## Work instructions:
Write the lines out again, from the top of the material to the line containing "const weekdays = ['一', '二', '三', '四', '五', '六', '日'];", pictures excluded.

....

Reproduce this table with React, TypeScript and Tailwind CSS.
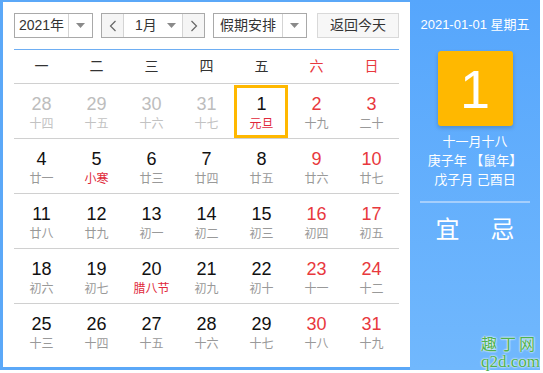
import React from 'react';

type Day = {
  n: number;
  lunar: string;
  muted?: boolean;
  weekend?: boolean;
  festival?: boolean;
  today?: boolean;
};

const weekdays = ['一', '二', '三', '四', '五', '六', '日'];

const rows: Day[][] = [
  [
    { n: 28, lunar: '十四', muted: true },
    { n: 29, lunar: '十五', muted: true },
    { n: 30, lunar: '十六', muted: true },
    { n: 31, lunar: '十七', muted: true },
    { n: 1, lunar: '元旦', festival: true, today: true },
    { n: 2, lunar: '十九', weekend: true },
    { n: 3, lunar: '二十', weekend: true },
  ],
  [
    { n: 4, lunar: '廿一' },
    { n: 5, lunar: '小寒', festival: true },
    { n: 6, lunar: '廿三' },
    { n: 7, lunar: '廿四' },
    { n: 8, lunar: '廿五' },
    { n: 9, lunar: '廿六', weekend: true },
    { n: 10, lunar: '廿七', weekend: true },
  ],
  [
    { n: 11, lunar: '廿八' },
    { n: 12, lunar: '廿九' },
    { n: 13, lunar: '初一' },
    { n: 14, lunar: '初二' },
    { n: 15, lunar: '初三' },
    { n: 16, lunar: '初四', weekend: true },
    { n: 17, lunar: '初五', weekend: true },
  ],
  [
    { n: 18, lunar: '初六' },
    { n: 19, lunar: '初七' },
    { n: 20, lunar: '腊八节', festival: true },
    { n: 21, lunar: '初九' },
    { n: 22, lunar: '初十' },
    { n: 23, lunar: '十一', weekend: true },
    { n: 24, lunar: '十二', weekend: true },
  ],
  [
    { n: 25, lunar: '十三' },
    { n: 26, lunar: '十四' },
    { n: 27, lunar: '十五' },
    { n: 28, lunar: '十六' },
    { n: 29, lunar: '十七' },
    { n: 30, lunar: '十八', weekend: true },
    { n: 31, lunar: '十九', weekend: true },
  ],
];

const Caret = () => (
  <svg width="9" height="5" viewBox="0 0 9 5">
    <path d="M0 0h9L4.5 5z" fill="#8a8a8a" />
  </svg>
);

const Chevron = ({ dir }: { dir: 'left' | 'right' }) => (
  <svg width="8" height="12" viewBox="0 0 8 12">
    <path
      d={dir === 'left' ? 'M6.5 1L1.5 6l5 5' : 'M1.5 1l5 5-5 5'}
      fill="none"
      stroke="#666"
      strokeWidth="1.2"
    />
  </svg>
);

export default function App() {
  return (
    <div
      className="w-[543px] h-[373px] bg-white text-[#333]"
      style={{ fontFamily: '"Liberation Sans", "Noto Sans CJK SC", sans-serif' }}
    >
      <div className="flex h-[370px] w-[540px]">
        {/* calendar */}
        <div className="w-[410px] shrink-0 border-l-[3px] border-t-2 border-b-[3px] border-[#5ba8f8] pl-[11px] pt-[11px]">
          <div className="flex h-[25px] items-stretch text-[14px]">
            <div className="flex w-[79px] border border-[#a9a9a9]">
              <div className="flex flex-1 items-center justify-center">2021年</div>
              <div className="flex w-[24px] items-center justify-center border-l border-[#d4d4d4]">
                <Caret />
              </div>
            </div>
            <div className="ml-[8px] flex w-[104px] border border-[#a9a9a9]">
              <div className="flex w-[22px] items-center justify-center bg-[#f5f5f5] border-r border-[#d4d4d4]">
                <Chevron dir="left" />
              </div>
              <div className="flex flex-1 items-center pl-[11px] pr-[6px]">
                <span>1月</span>
                <span className="ml-auto flex">
                  <Caret />
                </span>
              </div>
              <div className="flex w-[22px] items-center justify-center bg-[#f5f5f5] border-l border-[#d4d4d4]">
                <Chevron dir="right" />
              </div>
            </div>
            <div className="ml-[8px] flex w-[94px] border border-[#a9a9a9]">
              <div className="flex flex-1 items-center justify-center">假期安排</div>
              <div className="flex w-[24px] items-center justify-center border-l border-[#d4d4d4]">
                <Caret />
              </div>
            </div>
            <div className="ml-[10px] flex w-[82px] items-center justify-center border border-[#d9d9d9] bg-[#f7f7f7]">
              返回今天
            </div>
          </div>

          <div className="mt-[11px] h-px w-[385px] bg-[#6eaef3]" />

          <div className="grid h-[33px] w-[385px] grid-cols-7 items-center text-center text-[14px]">
            {weekdays.map((w, i) => (
              <div key={w} className={i >= 5 ? 'text-[#e8383d]' : 'text-[#333]'}>
                {w}
              </div>
            ))}
          </div>

          {rows.map((row, ri) => (
            <div key={ri} className="grid h-[55px] w-[385px] grid-cols-7 border-t border-[#d0d0d0]">
              {row.map((d, ci) => {
                const numColor = d.muted ? 'text-[#bdbdbd]' : d.weekend ? 'text-[#e8383d]' : 'text-[#111]';
                const lunarColor = d.festival ? 'text-[#e0283a]' : d.muted ? 'text-[#c2c2c2]' : 'text-[#999]';
                return (
                  <div key={ci} className="relative flex flex-col items-center pt-[10px]">
                    {d.today && (
                      <div className="absolute left-0 top-px h-[53px] w-[54px] border-[3px] border-[#ffb800]" />
                    )}
                    <div className={`h-[20px] text-[18px] leading-[20px] ${numColor}`}>{d.n}</div>
                    <div className={`mt-[2px] h-[16px] text-[12px] leading-[16px] ${lunarColor}`}>{d.lunar}</div>
                  </div>
                );
              })}
            </div>
          ))}
        </div>

        {/* side panel */}
        <div className="relative flex w-[130px] flex-col items-center bg-linear-to-b from-[#56a6fc] to-[#71b8fd] text-white">
          <div className="mt-[16px] h-[18px] text-[13px] leading-[18px]">2021-01-01 星期五</div>
          <div className="mt-[17px] flex h-[75px] w-[75px] items-center justify-center rounded-[3px] bg-[#ffb800] shadow-[0_2px_4px_rgba(0,0,0,0.18)]">
            <span className="text-[54px] leading-none">1</span>
          </div>
          <div className="mt-[6px] text-[13px] leading-[19px]">十一月十八</div>
          <div className="text-[13px] leading-[19px]">庚子年 【鼠年】</div>
          <div className="text-[13px] leading-[19px]">戊子月 己酉日</div>
          <div className="mt-[12px] h-[2px] w-[110px] bg-[#a6cffc]" />
          <div className="mt-[13px] flex gap-[31px] text-[24px] leading-[28px]">
            <span>宜</span>
            <span>忌</span>
          </div>

          <div
            className="absolute bottom-0 right-0 flex flex-col items-end text-[#4fb24f]"
            style={{
              fontFamily: '"Liberation Serif", "Noto Sans CJK SC", serif',
              textShadow: '0 0 2px #fff, 0 0 2px #fff',
            }}
          >
            <span className="pr-[2px] text-[16px] leading-[19px] tracking-[3px]">趣丁网</span>
            <span className="text-[17px] leading-[16px]">q2d.com</span>
          </div>
        </div>
      </div>
    </div>
  );
}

....

## Task answer:
Reproduce this table with React, TypeScript and Tailwind CSS.
import React from 'react';

type Day = {
  n: number;
  lunar: string;
  muted?: boolean;
  weekend?: boolean;
  festival?: boolean;
  today?: boolean;
};

const weekdays = ['一', '二', '三', '四', '五', '六', '日'];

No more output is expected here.